◆ **PROBLEM**:
Where a line of the listing below includes the word "screenshot", reproduce that line.

◆ **SUPPLIED MATERIAL**:
________________________________________
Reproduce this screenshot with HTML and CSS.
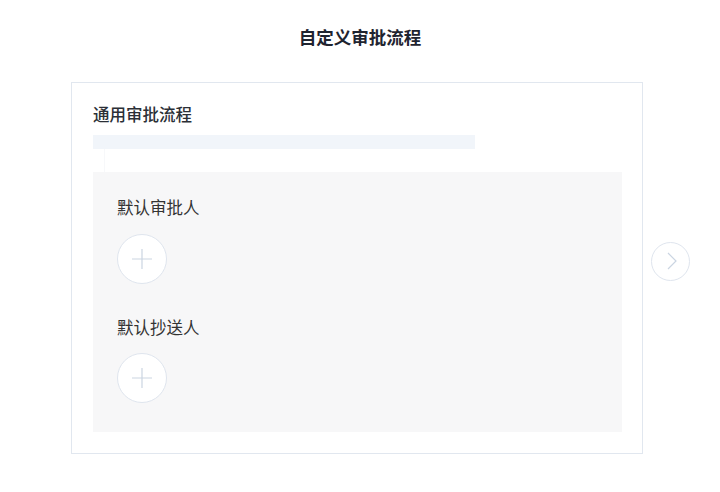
FILE: index.html
```html
<!DOCTYPE html>
<html lang="zh">
<head>
<meta charset="utf-8">
<link rel="stylesheet" href="styles.css">
</head>
<body>
<div class="page">
  <h1 class="title">自定义审批流程</h1>
  <div class="row">
    <div class="card">
      <div class="card-title">通用审批流程</div>
      <div class="bar"></div>
      <div class="spacer"></div>
      <div class="panel">
        <div class="group">
          <div class="label">默认审批人</div>
          <div class="add">
            <svg width="20" height="20" viewBox="0 0 20 20"><path d="M10 0V20M0 10H20" stroke="#cbd5e2" stroke-width="1.2" fill="none"/></svg>
          </div>
        </div>
        <div class="group second">
          <div class="label">默认抄送人</div>
          <div class="add">
            <svg width="20" height="20" viewBox="0 0 20 20"><path d="M10 0V20M0 10H20" stroke="#cbd5e2" stroke-width="1.2" fill="none"/></svg>
          </div>
        </div>
      </div>
    </div>
    <div class="next">
      <svg width="12" height="18" viewBox="0 0 12 18"><path d="M2 1L10 9L2 17" stroke="#cbd5e2" stroke-width="1.2" fill="none"/></svg>
    </div>
  </div>
</div>
</body>
</html>
```
FILE: styles.css
```css
* { box-sizing: border-box; }
html, body { margin: 0; padding: 0; background: #fff; }
body {
  font-family: "Noto Sans CJK SC", "Noto Sans", sans-serif;
  color: #333;
}
.page {
  width: 720px;
  height: 492px;
  padding-top: 24px;
  overflow: hidden;
}
.title {
  margin: 0;
  font-size: 17.5px;
  line-height: 26px;
  font-weight: 600;
  color: #1f2430;
  text-align: center;
}
.row {
  display: flex;
  align-items: center;
  margin-top: 32px;
  padding-left: 71px;
}
.card {
  width: 572px;
  height: 372px;
  border: 1px solid #e1e7ef;
  padding: 20px 20px 0 21px;
}
.card-title {
  font-size: 16.5px;
  line-height: 22px;
  font-weight: 500;
  color: #2b2f36;
}
.bar {
  margin-top: 10px;
  width: 382px;
  height: 14px;
  background: #f1f5fa;
}
.spacer {
  height: 23px;
  width: 12px;
  border-right: 1px solid #f7f8fa;
}
.panel {
  height: 260px;
  background: #f7f7f8;
  padding: 24px 24px 0;
}
.label {
  font-size: 16.5px;
  line-height: 22px;
  color: #333;
}
.add {
  margin-top: 16px;
  width: 50px;
  height: 50px;
  border-radius: 50%;
  background: #fff;
  border: 1px solid #dfe5ee;
  display: flex;
  align-items: center;
  justify-content: center;
}
.group.second { margin-top: 32px; }
.group.second .add { margin-top: 15px; }
.next {
  margin-left: 8px;
  width: 39px;
  height: 39px;
  border-radius: 50%;
  border: 1px solid #dfe5ee;
  display: flex;
  align-items: center;
  justify-content: center;
  margin-bottom: 14px;
  padding-left: 2px;
}
```
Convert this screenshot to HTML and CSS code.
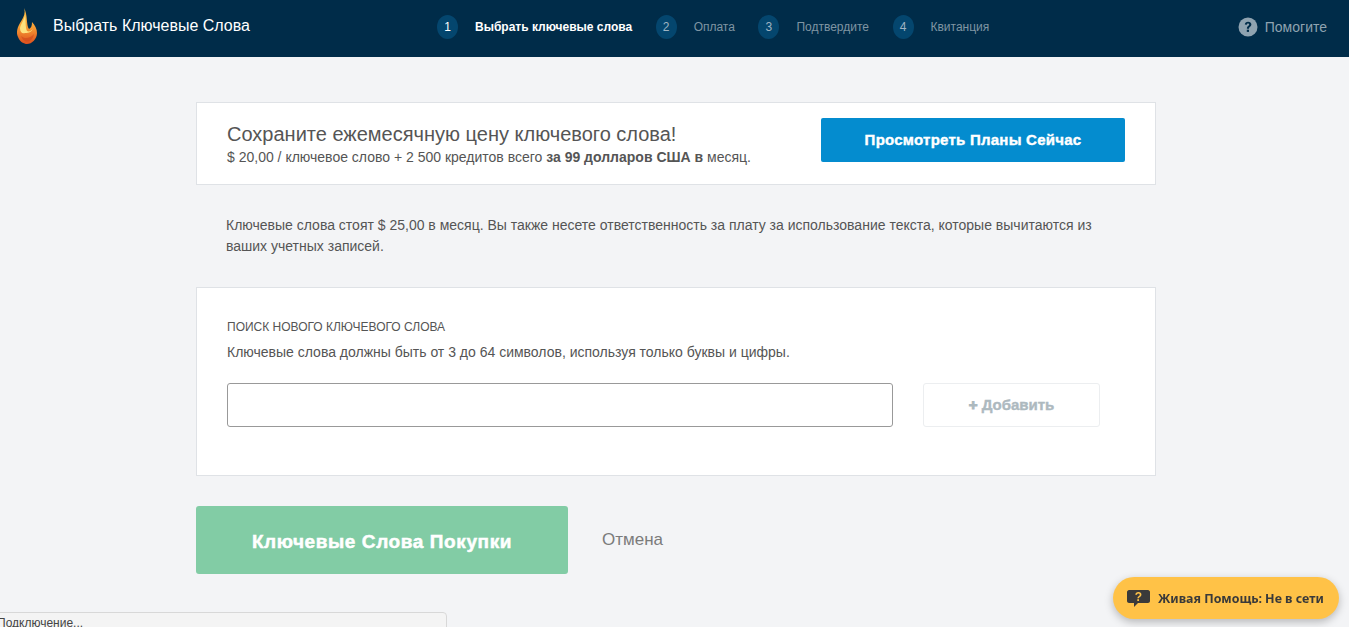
FILE: index.html
```html
<!DOCTYPE html>
<html lang="ru">
<head>
    <meta charset="UTF-8">
    <meta name="viewport" content="width=device-width, initial-scale=1.0">
    <title>Выбрать Ключевые Слова</title>
    <link rel="stylesheet" href="styles.css">
</head>
<body>

<div class="topbar">
    <div class="brand">
        <svg class="flame" width="20" height="36" viewBox="0 0 20 36">
            <defs>
                <linearGradient id="flameFill" x1="0" y1="0" x2="0" y2="1">
                    <stop offset="0" stop-color="#f9b83f"/>
                    <stop offset="0.5" stop-color="#f8a236"/>
                    <stop offset="1" stop-color="#dd4f1e"/>
                </linearGradient>
            </defs>
            <path d="M7 0 C9 6 6 10 3 15 C0 20 -1 25 1 29 C3 34 7 36 10 36 C15 36 20 31 20 25 C20 21 18 17 15 14 C15 18 14 20 12 21 C9 17 11 7 7 0 Z" fill="url(#flameFill)"/>
            <path d="M8 6 C8 11 4 15 3 20 C3 24 5 26 8 25 C12 25 15 24 16 20 C15 23 12 24 10 23 C8 19 9 11 8 6 Z" fill="#fde27f"/>
            <path d="M4 28 C7 31 13 31 17 26 C16 32 12 34 9 33.500 C7 33 5 31 4 28 Z" fill="#c9401a" opacity="0.5"/>
        </svg>
        <span class="brand-title">Выбрать Ключевые Слова</span>
    </div>
    <div class="steps">
        <div class="step step-active"><span class="step-num">1</span><span class="step-label">Выбрать ключевые слова</span></div>
        <div class="step"><span class="step-num">2</span><span class="step-label">Оплата</span></div>
        <div class="step"><span class="step-num">3</span><span class="step-label">Подтвердите</span></div>
        <div class="step"><span class="step-num">4</span><span class="step-label">Квитанция</span></div>
    </div>
    <div class="help">
        <svg width="20" height="20" viewBox="0 0 20 20">
            <circle cx="10" cy="10" r="9.500" fill="#8fa3b0"/>
            <path d="M6.800 7.600 C6.800 5.700 8.300 4.700 10.100 4.700 C12 4.700 13.400 5.800 13.400 7.500 C13.400 9.700 10.900 9.800 10.900 11.700 L8.900 11.700 C8.900 9 11.200 8.900 11.200 7.600 C11.200 6.900 10.700 6.500 10 6.500 C9.300 6.500 8.900 7 8.800 7.700 Z" fill="#002c49"/>
            <rect x="8.800" y="12.700" width="2.200" height="2.200" fill="#002c49"/>
        </svg>
        <span>Помогите</span>
    </div>
</div>

<div class="main">
    <div class="card promo">
        <div class="promo-text">
            <h2>Сохраните ежемесячную цену ключевого слова!</h2>
            <p>$ 20,00 / ключевое слово + 2 500 кредитов всего <strong>за 99 долларов США в</strong> месяц.</p>
        </div>
        <a class="btn-plans" href="#">Просмотреть Планы Сейчас</a>
    </div>

    <p class="note">Ключевые слова стоят $ 25,00 в месяц. Вы также несете ответственность за плату за использование текста, которые вычитаются из ваших учетных записей.</p>

    <div class="card search">
        <div class="search-title">ПОИСК НОВОГО КЛЮЧЕВОГО СЛОВА</div>
        <p class="search-hint">Ключевые слова должны быть от 3 до 64 символов, используя только буквы и цифры.</p>
        <div class="search-row">
            <input type="text" class="search-input">
            <button class="btn-add" type="button"><span class="plus">+</span> Добавить</button>
        </div>
    </div>

    <div class="actions">
        <button class="btn-buy" type="button">Ключевые Слова Покупки</button>
        <a class="cancel" href="#">Отмена</a>
    </div>
</div>

<div class="status">Подключение...</div>

<div class="chat">
    <svg width="23" height="17" viewBox="0 0 23 17">
        <path d="M2 0 H21 C22 0 23 1 23 2 V11 C23 12 22 13 21 13 H11 L7 17 V13 H2 C1 13 0 12 0 11 V2 C0 1 1 0 2 0 Z" fill="#3a3a3a"/>
        <text x="11.500" y="11" class="chat-mark">?</text>
    </svg>
    <span>Живая Помощь: Не в сети</span>
</div>

</body>
</html>
```

FILE: styles.css
```css
html, body {
    height: 100%;
}
body {
    margin: 0;
    background: #f3f4f6;
    font-family: "Liberation Sans", Arial, sans-serif;
    color: #555;
    overflow: hidden;
}
.topbar {
    height: 57px;
    background: #002c49;
    display: flex;
    align-items: center;
    padding: 0 22px 3px 17px;
    box-sizing: border-box;
}
.brand {
    display: flex;
    align-items: center;
    width: 420px;
}
.flame {
    margin-right: 16px;
    margin-top: -2px;
}
.brand-title {
    color: #fff;
    font-size: 16px;
    margin-top: -2px;
}
.steps {
    display: flex;
    flex: 1;
    align-items: center;
}
.step {
    display: flex;
    align-items: center;
    margin-right: 23.500px;
    font-size: 12px;
    color: #7f95a3;
}
.step-num {
    width: 21px;
    height: 24px;
    border-radius: 50%;
    background: #04466e;
    color: #9fb4c2;
    display: flex;
    align-items: center;
    justify-content: center;
    margin-right: 17px;
}
.step-active {
    color: #fff;
    font-weight: bold;
}
.step-active .step-num {
    color: #fff;
    font-weight: normal;
}
.help {
    display: flex;
    align-items: center;
    gap: 7px;
    font-size: 14px;
    color: #8fa3b0;
}
.main {
    width: 960px;
    margin: 45px 0 0 196px;
}
.card {
    background: #fff;
    border: 1px solid #dfe2e6;
    box-sizing: border-box;
}
.promo {
    height: 83px;
    display: flex;
    align-items: flex-start;
    justify-content: space-between;
    padding: 15px 30px 0;
}
.promo h2 {
    margin: 4px 0 0;
    font-size: 20px;
    font-weight: normal;
    line-height: 24px;
}
.promo p {
    margin: 2px 0 0;
    font-size: 14px;
    line-height: 18px;
}
.btn-plans {
    width: 304px;
    height: 44px;
    box-sizing: border-box;
    padding-bottom: 2px;
    background: #048ccf;
    border-radius: 2px;
    color: #fff;
    font-size: 15px;
    font-weight: bold;
    letter-spacing: 0.25px;
    -webkit-text-stroke: 0.4px #fff;
    text-decoration: none;
    display: flex;
    align-items: center;
    justify-content: center;
}
.note {
    margin: 30px 30px 30px;
    font-size: 14px;
    line-height: 21px;
}
.search {
    height: 189px;
    padding: 30px 30px 0;
}
.search-title {
    font-size: 12px;
    line-height: 18px;
}
.search-hint {
    margin: 7px 0 0;
    font-size: 14px;
    line-height: 18px;
}
.search-row {
    display: flex;
    margin-top: 22px;
}
.search-input {
    width: 666px;
    height: 44px;
    box-sizing: border-box;
    border: 1px solid #999;
    border-radius: 3px;
    background: #fff;
    margin-right: 30px;
    padding: 0 10px;
}
.btn-add {
    width: 177px;
    height: 44px;
    border: 1px solid #eceef0;
    border-radius: 3px;
    background: #fff;
    color: #adb9bf;
    font-family: inherit;
    font-size: 15px;
    font-weight: bold;
    -webkit-text-stroke: 0.4px #adb9bf;
    padding: 0 0 2px;
}
.plus {
    -webkit-text-stroke: 1px #adb9bf;
}
.actions {
    display: flex;
    align-items: center;
    margin-top: 30px;
}
.btn-buy {
    width: 372px;
    height: 68px;
    border: 0;
    border-radius: 3px;
    background: #82cca5;
    color: #fff;
    font-family: inherit;
    font-size: 19px;
    font-weight: bold;
    letter-spacing: 0.6px;
    -webkit-text-stroke: 0.5px #fff;
    padding-top: 5px;
}
.cancel {
    margin: 0 0 0 34px;
    font-size: 17px;
    color: #7b7b7b;
    text-decoration: none;
}
.status {
    position: fixed;
    left: -6px;
    top: 612px;
    width: 453px;
    height: 30px;
    box-sizing: border-box;
    padding: 3px 0 0 2px;
    background: #f4f4f4;
    border: 1px solid #d8d8d8;
    border-radius: 4px;
    font-size: 12px;
    color: #444;
}
.chat {
    position: fixed;
    left: 1113px;
    top: 577px;
    width: 226px;
    height: 42px;
    box-sizing: border-box;
    padding-left: 14px;
    border-radius: 21px;
    background: #ffc247;
    box-shadow: 0 3px 8px rgba(0, 0, 0, 0.25);
    display: flex;
    align-items: center;
    gap: 8px;
    font-family: "Noto Sans", sans-serif;
    font-size: 12.400px;
    font-weight: 700;
    color: #3a3a3a;
}
.chat-mark {
    fill: #ffc247;
    font-family: "Liberation Sans", sans-serif;
    font-size: 12px;
    font-weight: bold;
    text-anchor: middle;
}
```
________________________________________
◆ **FINISHED ANSWER**:
Reproduce this screenshot with HTML and CSS.
Convert this screenshot to HTML and CSS code.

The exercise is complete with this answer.